Embed = partial(EmbedHoloviews,
folder_path=f"files/posts/{SLUG}")
with Path(os.environ["PLOT_CONSTANTS"]).expanduser().open("rb") as reader:
Plot = pickle.load(reader)
The Data
I downloaded the data from the ISL Data Set page previously so I'll load it here.
data = pandas.read_csv(Path(os.environ["CREDIT"]).expanduser(), index_col=0)
I passed in the index_col
argument because the first column is a index column with no header, so it just looks goofy if you don't. There are several columns but I only want Gender
and Balance
(the credit card balance).
data = data[["Gender", "Balance"]]
Middle
The Data
Now that we have the data we can take a quick look at what's there.
counter = CountPercentage(data.Gender, value_label="Gender")
print(counter())
Gender | Count | Percent (%) |
---|---|---|
Female | 207 | 51.75 |
Male | 193 | 48.25 |
Our two classes are "Female" and "Male" and they are roughly, but not quite, equal in number.

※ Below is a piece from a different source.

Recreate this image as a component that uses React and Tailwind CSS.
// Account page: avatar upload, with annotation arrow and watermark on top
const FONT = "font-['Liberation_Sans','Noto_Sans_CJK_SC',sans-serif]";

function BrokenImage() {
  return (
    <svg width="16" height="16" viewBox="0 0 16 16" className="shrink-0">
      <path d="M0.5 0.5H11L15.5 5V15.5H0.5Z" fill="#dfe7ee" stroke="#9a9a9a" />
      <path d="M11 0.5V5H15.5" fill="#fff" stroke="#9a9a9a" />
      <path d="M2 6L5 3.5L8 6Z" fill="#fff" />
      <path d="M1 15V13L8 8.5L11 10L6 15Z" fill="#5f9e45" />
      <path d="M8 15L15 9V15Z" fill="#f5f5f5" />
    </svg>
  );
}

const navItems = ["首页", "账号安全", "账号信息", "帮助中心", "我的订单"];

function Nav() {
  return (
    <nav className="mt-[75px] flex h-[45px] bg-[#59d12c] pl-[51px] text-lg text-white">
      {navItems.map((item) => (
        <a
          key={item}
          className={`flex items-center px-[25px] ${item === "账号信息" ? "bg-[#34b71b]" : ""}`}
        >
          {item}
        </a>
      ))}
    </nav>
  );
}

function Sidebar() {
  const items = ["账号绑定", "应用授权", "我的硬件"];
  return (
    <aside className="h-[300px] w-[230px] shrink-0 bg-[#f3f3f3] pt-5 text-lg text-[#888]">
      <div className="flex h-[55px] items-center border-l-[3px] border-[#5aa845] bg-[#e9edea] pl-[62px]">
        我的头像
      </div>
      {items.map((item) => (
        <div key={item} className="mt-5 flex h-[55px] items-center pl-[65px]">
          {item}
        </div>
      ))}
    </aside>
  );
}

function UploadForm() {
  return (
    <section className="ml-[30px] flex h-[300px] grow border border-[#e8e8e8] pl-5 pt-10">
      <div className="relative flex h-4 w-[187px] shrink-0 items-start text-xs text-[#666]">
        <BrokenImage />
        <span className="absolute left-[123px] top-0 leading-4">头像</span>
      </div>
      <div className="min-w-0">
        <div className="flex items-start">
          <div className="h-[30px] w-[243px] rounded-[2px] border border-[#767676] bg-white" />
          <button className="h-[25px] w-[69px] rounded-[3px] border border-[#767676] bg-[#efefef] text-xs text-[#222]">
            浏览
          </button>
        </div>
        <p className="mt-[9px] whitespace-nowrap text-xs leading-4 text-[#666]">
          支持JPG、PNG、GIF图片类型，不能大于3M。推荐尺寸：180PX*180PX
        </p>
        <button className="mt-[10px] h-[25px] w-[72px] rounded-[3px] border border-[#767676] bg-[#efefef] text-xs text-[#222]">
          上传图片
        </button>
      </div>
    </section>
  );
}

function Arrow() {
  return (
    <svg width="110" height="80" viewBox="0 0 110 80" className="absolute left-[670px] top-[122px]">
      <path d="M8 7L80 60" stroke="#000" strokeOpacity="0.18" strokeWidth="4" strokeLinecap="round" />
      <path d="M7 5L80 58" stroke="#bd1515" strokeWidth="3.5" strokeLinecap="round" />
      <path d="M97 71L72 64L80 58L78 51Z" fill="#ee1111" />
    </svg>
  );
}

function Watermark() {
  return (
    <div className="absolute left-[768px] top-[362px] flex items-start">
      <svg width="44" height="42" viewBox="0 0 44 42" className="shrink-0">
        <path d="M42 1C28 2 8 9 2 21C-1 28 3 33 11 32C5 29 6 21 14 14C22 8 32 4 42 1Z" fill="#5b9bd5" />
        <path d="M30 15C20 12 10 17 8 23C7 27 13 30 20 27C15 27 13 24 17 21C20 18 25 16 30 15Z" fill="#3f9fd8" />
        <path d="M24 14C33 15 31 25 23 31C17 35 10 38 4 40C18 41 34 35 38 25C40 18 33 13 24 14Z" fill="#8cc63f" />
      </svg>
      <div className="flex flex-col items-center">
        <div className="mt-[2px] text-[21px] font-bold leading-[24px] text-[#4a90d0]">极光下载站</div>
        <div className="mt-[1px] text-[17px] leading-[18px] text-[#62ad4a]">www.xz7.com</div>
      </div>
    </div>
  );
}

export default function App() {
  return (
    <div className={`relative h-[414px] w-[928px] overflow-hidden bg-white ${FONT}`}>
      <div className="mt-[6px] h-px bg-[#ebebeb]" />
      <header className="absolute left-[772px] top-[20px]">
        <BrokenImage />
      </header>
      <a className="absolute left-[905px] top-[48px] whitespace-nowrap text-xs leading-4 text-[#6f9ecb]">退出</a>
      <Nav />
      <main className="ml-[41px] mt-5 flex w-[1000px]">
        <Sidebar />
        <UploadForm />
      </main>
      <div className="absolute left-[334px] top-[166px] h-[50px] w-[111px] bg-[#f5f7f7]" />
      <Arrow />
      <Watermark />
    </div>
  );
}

Now I'll look at the balance.
plot = data.hvplot.kde(y="Balance", by="Gender", color=Plot.color_cycle).opts(
width=Plot.width,
height=Plot.height,
fontscale=Plot.font_scale,
title="Credit Card Balance Distribution by Gender"
)
output = Embed(plot=plot, file_name="balance_distributions")()
print(output)
It looks like there are two populations for each gender. The larger one for both genders is centered near 0 and then both genders have a secondary population that carries a balance.
Encode the Gender
Since the Gender
data is categorical we need to create a dummy variable to encode it. So what I'm going to do is encode males as 0 and females as 1 (because of the nature of binary encoding, we could swap the numbers and it would still work).
gender = dict(
Male=0,
Female=1,
)
data["gender"] = data.Gender.map(gender)
print(data.gender.value_counts())
1 207 0 193 Name: gender, dtype: int64
Fit the Regression
Now I'll fit the model with statsmodels, which uses r-style arguments (I think it supports regular python arguments too).

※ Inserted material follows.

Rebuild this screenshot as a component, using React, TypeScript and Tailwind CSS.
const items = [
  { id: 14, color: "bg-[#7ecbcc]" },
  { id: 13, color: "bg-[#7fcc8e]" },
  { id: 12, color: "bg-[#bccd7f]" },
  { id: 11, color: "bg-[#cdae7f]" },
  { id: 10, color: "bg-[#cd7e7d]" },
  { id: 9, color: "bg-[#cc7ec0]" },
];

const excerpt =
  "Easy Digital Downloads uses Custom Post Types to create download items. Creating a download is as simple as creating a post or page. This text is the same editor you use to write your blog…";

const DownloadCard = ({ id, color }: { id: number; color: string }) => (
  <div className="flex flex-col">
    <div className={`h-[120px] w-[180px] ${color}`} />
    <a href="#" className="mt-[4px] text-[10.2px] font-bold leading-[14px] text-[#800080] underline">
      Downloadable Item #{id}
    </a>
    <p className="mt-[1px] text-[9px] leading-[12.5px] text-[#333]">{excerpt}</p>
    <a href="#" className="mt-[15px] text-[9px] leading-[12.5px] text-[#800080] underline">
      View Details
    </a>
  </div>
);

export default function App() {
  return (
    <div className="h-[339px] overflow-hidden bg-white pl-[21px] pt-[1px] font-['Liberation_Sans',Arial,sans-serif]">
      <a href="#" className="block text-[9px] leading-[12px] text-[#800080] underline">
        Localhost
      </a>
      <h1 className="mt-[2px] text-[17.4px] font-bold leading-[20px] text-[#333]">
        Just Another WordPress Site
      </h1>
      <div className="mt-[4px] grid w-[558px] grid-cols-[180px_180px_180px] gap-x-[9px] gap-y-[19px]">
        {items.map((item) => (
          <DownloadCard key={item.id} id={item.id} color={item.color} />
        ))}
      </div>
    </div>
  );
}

model = statsmodels_formula.ols("Balance ~ gender", data=data).fit()
print(model.summary())
OLS Regression Results ============================================================================== Dep. Variable: Balance R-squared: 0.000 Model: OLS Adj. R-squared: -0.002 Method: Least Squares F-statistic: 0.1836 Date: Sun, 02 Aug 2020 Prob (F-statistic): 0.669 Time: 16:55:01 Log-Likelihood: -3019.3 No. Observations: 400 AIC: 6043. Df Residuals: 398 BIC: 6051. Df Model: 1 Covariance Type: nonrobust ============================================================================== coef std err t P>|t| [0.025 0.975] ------------------------------------------------------------------------------ Intercept 509.8031 33.128 15.389 0.000 444.675 574.931 gender 19.7331 46.051 0.429 0.669 -70.801 110.267 ============================================================================== Omnibus: 28.438 Durbin-Watson: 1.940 Prob(Omnibus): 0.000 Jarque-Bera (JB): 27.346 Skew: 0.583 Prob(JB): 1.15e-06 Kurtosis: 2.471 Cond. No. 2.66 ============================================================================== Warnings: [1] Standard Errors assume that the covariance matrix of the errors is correctly specified.

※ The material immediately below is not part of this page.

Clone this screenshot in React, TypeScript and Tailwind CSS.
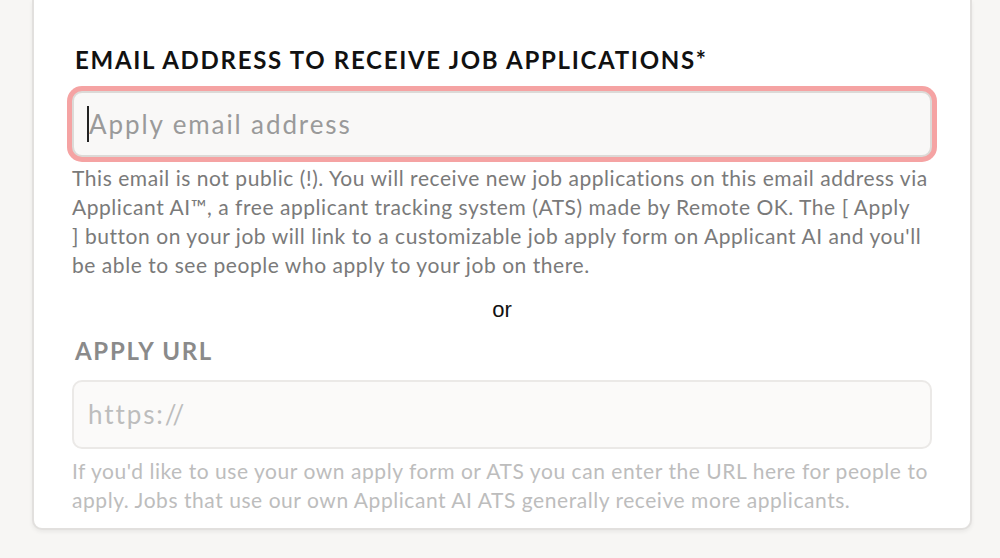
export default function App() {
  return (
    <div className="min-h-[558px] w-[1000px] bg-[#f7f6f4] pb-[30px] pl-[32px] pr-[28px] font-['Lato','Noto_Sans',sans-serif]">
      <div className="rounded-b-[10px] border-2 border-t-0 border-[#e2e0de] bg-white px-[38px] pb-[14px] pt-[44px] shadow-[0_2px_4px_rgba(0,0,0,0.06)]">
        <label className="block pl-[3px] text-[24px] font-bold uppercase leading-[32px] tracking-[1.7px] text-[#111]">
          Email address to receive job applications*
        </label>
        <div className="relative mt-[15px] flex h-[66px] items-center rounded-[10px] border-2 border-[#dcdad7] bg-[#f9f8f7] px-[13px] shadow-[0_0_0_5px_#f5a3a3]">
          <span className="h-[36px] w-[2px] bg-[#222]" />
          <span className="text-[26px] tracking-[1.9px] text-[#9a9a9a]">Apply email address</span>
        </div>
        <p className="mt-[6px] whitespace-nowrap text-[21px] leading-[29px] tracking-[0.55px] text-[#7a7a7a]">
          This email is not public (!). You will receive new job applications on this email address via
          <br />
          Applicant AI™, a free applicant tracking system (ATS) made by Remote OK. The [ Apply
          <br />
          ] button on your job will link to a customizable job apply form on Applicant AI and you'll
          <br />
          be able to see people who apply to your job on there.
        </p>
        <div className="mt-[16px] text-center font-['Liberation_Sans',sans-serif] text-[22px] leading-[30px] text-[#111]">or</div>
        <label className="mt-[10px] block pl-[3px] text-[24px] font-bold uppercase leading-[32px] tracking-[1.7px] text-[#8a8a8a]">
          Apply URL
        </label>
        <div className="mt-[13px] flex h-[69px] items-center rounded-[10px] border-2 border-[#ebe9e7] bg-[#fbfaf9] px-[14px]">
          <span className="text-[26px] tracking-[1.9px] text-[#bdbdbd]">https://</span>
        </div>
        <p className="mt-[7px] whitespace-nowrap text-[21px] leading-[29px] tracking-[0.55px] text-[#bdbdbd]">
          If you'd like to use your own apply form or ATS you can enter the URL here for people to
          <br />
          apply. Jobs that use our own Applicant AI ATS generally receive more applicants.
        </p>
      </div>
    </div>
  )
}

The model is something like this:
\[ balance = \beta_0 + \beta_1 \times gender \]
Since we encoded Male as 0 and Female as 1, when the gender is Male the second term drops out and all you have is \(\beta_0\), while for females you have have the full equation. How do you interpret the \(\beta\)s?
- \(\beta_0\) is the average balance that males carry
- \(\beta_0 + \beta_1\) is the average balance that females carry
- \(\beta_1\) is the difference between the average balances
We can check this by comparing the coef
entry in the summary table that I printed. The Intercept
is \(\beta_0\) and gender
is \(\beta_1\)
male_mean = data[data.Gender=="Male"].Balance.mean()
female_mean = data[data.Gender=="Female"].Balance.mean()
print(f"Average Male Balance: {male_mean:.7}")
print(f"Average Female Balance: {female_mean:0.7}")
print(f"Average difference: {female_mean - male_mean:0.7}")
expect(math.isclose(male_mean, model.params.Intercept)).to(be_true)
expect(math.isclose(female_mean - male_mean, model.params.gender)).to(be_true)
Average Male Balance: 509.8031 Average Female Balance: 529.5362 Average difference: 19.73312
data = data.sort_values(by="Balance")
data["prediction"] = model.predict(data.gender)
scatter = data.hvplot.scatter(x="Balance", y="prediction", by="Gender",
color=Plot.color_cycle).opts(
width=Plot.width,
height=Plot.height,
title="Gender Model",
fontscale=Plot.font_scale,
)
output = Embed(plot=scatter, file_name="Gender Model")()
print(output)
I didn't set up a hypothesis test, but if you look at the p-value (the P>|t|
column in the summary) for gender
you can see that it's much larger than 0.05 or whatever level you would normally choose, so it's probable that gender
isn't significant, so the average balance for both genders is really the same, given the deviation, but this is just about interpreting the coefficients, not deciding the validity of this particular model.
End
So there you have it. If you have the specialized case of binary categorical data you can convert the category to dummy variables and then fit a linear regression to it. If you encode the values as 0 and 1 then the y-intercept will give you the average output value for the category set to 0 and the slope will give you the difference between the average outputs for the categories. If you use different dummy variables the meanings will change slightly, although you will still be inferring things about the averages. Why is this interesting - predicting the mean for each category?
Logistic regression also relies on dummy variables for categorical encodings and this shows a preliminary step that helps us:
- encode the dummy variables
- build a linear model using statsmodels
- view summary information about the model
I didn't emphasize it, but the p-value for the f-statistic might be valuable when deciding whether the categorical data is different enough to use as a feature.